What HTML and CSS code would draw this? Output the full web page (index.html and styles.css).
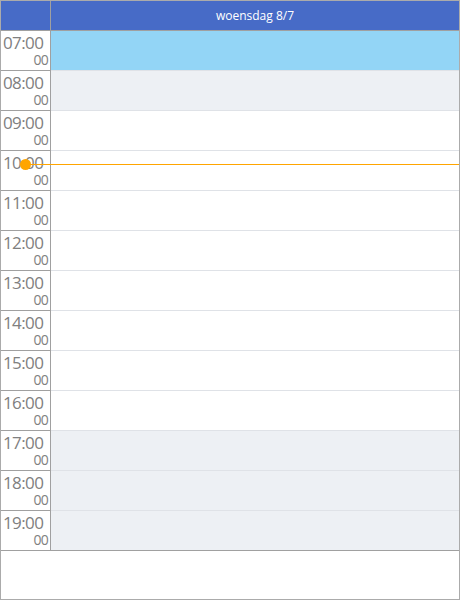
FILE: index.html
```html
<!DOCTYPE html>
<html>
<head>
    <meta charset="UTF-8">
    <title>Agenda woensdag 8/7</title>
    <link rel="stylesheet" href="styles.css">
</head>
<body>
    <div class="scheduler">
        <div class="header">
            <div class="corner"></div>
            <div class="day-title">woensdag 8/7</div>
        </div>
        <div class="grid">
            <div class="row"><div class="time"><span class="hour">07:00</span><span class="min">00</span></div><div class="cell selected"></div></div>
            <div class="row"><div class="time"><span class="hour">08:00</span><span class="min">00</span></div><div class="cell off"></div></div>
            <div class="row"><div class="time"><span class="hour">09:00</span><span class="min">00</span></div><div class="cell"></div></div>
            <div class="row"><div class="time"><span class="hour">10:00</span><span class="min">00</span></div><div class="cell"></div></div>
            <div class="row"><div class="time"><span class="hour">11:00</span><span class="min">00</span></div><div class="cell"></div></div>
            <div class="row"><div class="time"><span class="hour">12:00</span><span class="min">00</span></div><div class="cell"></div></div>
            <div class="row"><div class="time"><span class="hour">13:00</span><span class="min">00</span></div><div class="cell"></div></div>
            <div class="row"><div class="time"><span class="hour">14:00</span><span class="min">00</span></div><div class="cell"></div></div>
            <div class="row"><div class="time"><span class="hour">15:00</span><span class="min">00</span></div><div class="cell"></div></div>
            <div class="row"><div class="time"><span class="hour">16:00</span><span class="min">00</span></div><div class="cell"></div></div>
            <div class="row"><div class="time"><span class="hour">17:00</span><span class="min">00</span></div><div class="cell off"></div></div>
            <div class="row"><div class="time"><span class="hour">18:00</span><span class="min">00</span></div><div class="cell off"></div></div>
            <div class="row last"><div class="time"><span class="hour">19:00</span><span class="min">00</span></div><div class="cell off"></div></div>
            <!-- huidige tijd -->
            <div class="now-line"></div>
            <div class="now-dot"></div>
        </div>
    </div>
</body>
</html>
```

FILE: styles.css
```css
body {
    margin: 0;
    font-family: "Open Sans", Arial, sans-serif;
}

.scheduler {
    width: 460px;
    height: 600px;
    box-sizing: border-box;
    border: 1px solid #ababab;
    background-color: #fff;
}

.header {
    display: flex;
    height: 30px;
    box-sizing: border-box;
    border-bottom: 1px solid #a0a0a0;
    background-color: #476bc7;
}

.corner {
    width: 50px;
    box-sizing: border-box;
    border-right: 1px solid #a0a0a0;
}

.day-title {
    flex: 1;
    color: #fff;
    font-size: 12px;
    line-height: 29px;
    text-align: center;
}

.grid {
    position: relative;
}

.row {
    display: flex;
    height: 40px;
}

.time {
    width: 50px;
    box-sizing: border-box;
    border-right: 1px solid #a0a0a0;
    border-bottom: 1px solid #a0a0a0;
    color: #808080;
    display: flex;
    flex-direction: column;
    padding: 2px 2px 0 2px;
}

.hour {
    font-size: 17px;
    line-height: 19px;
    letter-spacing: -0.6px;
}

.min {
    font-size: 14px;
    line-height: 14px;
    letter-spacing: -0.8px;
    text-align: right;
    margin-top: 1px;
}

.cell {
    flex: 1;
    border-bottom: 1px solid #dfe2e7;
}

.cell.selected {
    background-color: #93d5f6;
}

.cell.off {
    background-color: #edf0f4;
}

.row.last .cell {
    border-bottom-color: #a0a0a0;
}

.now-line {
    position: absolute;
    left: 25px;
    right: 0;
    top: 133px;
    height: 1px;
    background-color: #ffa500;
}

.now-dot {
    position: absolute;
    left: 19px;
    top: 128px;
    width: 11px;
    height: 11px;
    border-radius: 50%;
    background-color: #ffa500;
}
```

--

Prompt:
Do not copy the pictures, but repeat every line exactly.

Task result:
What HTML and CSS code would draw this? Output the full web page (index.html and styles.css).
FILE: index.html
```html
<!DOCTYPE html>
<html>
<head>
    <meta charset="UTF-8">
    <title>Agenda woensdag 8/7</title>
    <link rel="stylesheet" href="styles.css">
</head>
<body>
    <div class="scheduler">
        <div class="header">
            <div class="corner"></div>
            <div class="day-title">woensdag 8/7</div>
        </div>
        <div class="grid">
            <div class="row"><div class="time"><span class="hour">07:00</span><span class="min">00</span></div><div class="cell selected"></div></div>
            <div class="row"><div class="time"><span class="hour">08:00</span><span class="min">00</span></div><div class="cell off"></div></div>
            <div class="row"><div class="time"><span class="hour">09:00</span><span class="min">00</span></div><div class="cell"></div></div>
            <div class="row"><div class="time"><span class="hour">10:00</span><span class="min">00</span></div><div class="cell"></div></div>
            <div class="row"><div class="time"><span class="hour">11:00</span><span class="min">00</span></div><div class="cell"></div></div>
            <div class="row"><div class="time"><span class="hour">12:00</span><span class="min">00</span></div><div class="cell"></div></div>
            <div class="row"><div class="time"><span class="hour">13:00</span><span class="min">00</span></div><div class="cell"></div></div>
            <div class="row"><div class="time"><span class="hour">14:00</span><span class="min">00</span></div><div class="cell"></div></div>
            <div class="row"><div class="time"><span class="hour">15:00</span><span class="min">00</span></div><div class="cell"></div></div>
            <div class="row"><div class="time"><span class="hour">16:00</span><span class="min">00</span></div><div class="cell"></div></div>
            <div class="row"><div class="time"><span class="hour">17:00</span><span class="min">00</span></div><div class="cell off"></div></div>
            <div class="row"><div class="time"><span class="hour">18:00</span><span class="min">00</span></div><div class="cell off"></div></div>
            <div class="row last"><div class="time"><span class="hour">19:00</span><span class="min">00</span></div><div class="cell off"></div></div>
            <!-- huidige tijd -->
            <div class="now-line"></div>
            <div class="now-dot"></div>
        </div>
    </div>
</body>
</html>
```

FILE: styles.css
```css
body {
    margin: 0;
    font-family: "Open Sans", Arial, sans-serif;
}

.scheduler {
    width: 460px;
    height: 600px;
    box-sizing: border-box;
    border: 1px solid #ababab;
    background-color: #fff;
}

.header {
    display: flex;
    height: 30px;
    box-sizing: border-box;
    border-bottom: 1px solid #a0a0a0;
    background-color: #476bc7;
}

.corner {
    width: 50px;
    box-sizing: border-box;
    border-right: 1px solid #a0a0a0;
}

.day-title {
    flex: 1;
    color: #fff;
    font-size: 12px;
    line-height: 29px;
    text-align: center;
}

.grid {
    position: relative;
}

.row {
    display: flex;
    height: 40px;
}

.time {
    width: 50px;
    box-sizing: border-box;
    border-right: 1px solid #a0a0a0;
    border-bottom: 1px solid #a0a0a0;
    color: #808080;
    display: flex;
    flex-direction: column;
    padding: 2px 2px 0 2px;
}

.hour {
    font-size: 17px;
    line-height: 19px;
    letter-spacing: -0.6px;
}

.min {
    font-size: 14px;
    line-height: 14px;
    letter-spacing: -0.8px;
    text-align: right;
    margin-top: 1px;
}

.cell {
    flex: 1;
    border-bottom: 1px solid #dfe2e7;
}

.cell.selected {
    background-color: #93d5f6;
}

.cell.off {
    background-color: #edf0f4;
}

.row.last .cell {
    border-bottom-color: #a0a0a0;
}

.now-line {
    position: absolute;
    left: 25px;
    right: 0;
    top: 133px;
    height: 1px;
    background-color: #ffa500;
}

.now-dot {
    position: absolute;
    left: 19px;
    top: 128px;
    width: 11px;
    height: 11px;
    border-radius: 50%;
    background-color: #ffa500;
}
```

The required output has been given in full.